What are the best blogs for property developers

Whether you're an experienced property developer or just starting out, numerous blogs offer valuable insights to help you succeed in the property development industry.

In our recent blog, we've compiled our top ten property investment blogs in the UK that provide brilliant information perfect for first-time and experienced developers.

What are the typical terms and repayment structures for bridging finance loans?

Bridging loan terms typically last between 6 to 18 months and are often interest-only, meaning borrowers pay only the interest during the loan term.

At the end of the term, the principal must be repaid through an exit strategy such as selling the property or refinancing.

Interest rates are higher than traditional mortgages, and additional fees like arrangement, valuation, and exit fees may apply, increasing the overall cost.

What specific risks are associated with bridging finance for developers?

The main risks of bridging finance include high interest rates and the potential for default if the exit strategy fails.

Market volatility can affect property values, impacting the project's profitability and repayment ability. Delays in obtaining permits or construction issues can extend the loan term, increasing costs.

Legal issues and project delays can also pose significant risks.

How does bridging finance compare to other short-term financing options available to developers?

Bridging finance offers quick access to funds and flexibility, making it ideal for urgent needs like auction purchases or chain breaks.
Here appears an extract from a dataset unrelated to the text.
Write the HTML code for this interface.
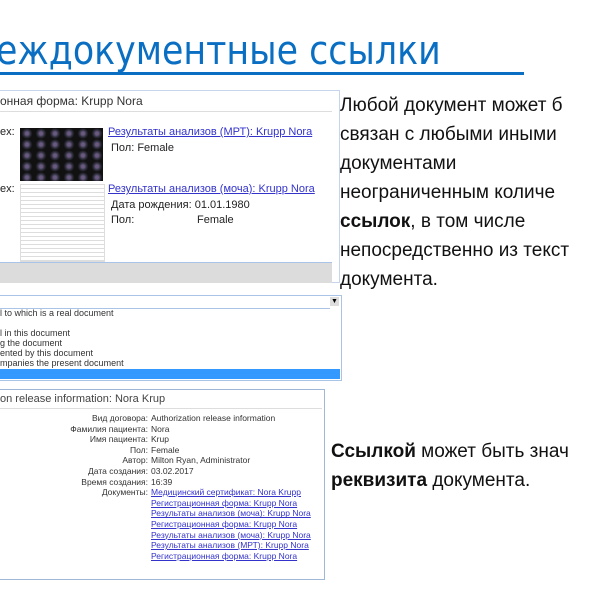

However there are some feasible bridging loan alternatives.

Mezzanine finance for developers also provides additional capital with subordinated debt but involves higher interest rates and complexity.

Private equity can also raise large amounts by selling project stakes but requires sharing control and profits.

Traditional bank loans have lower interest rates but are slower to arrange and less flexible.

JV development finance can also be a useful tool, but similar to PE, will require sharing the development with other shareholders.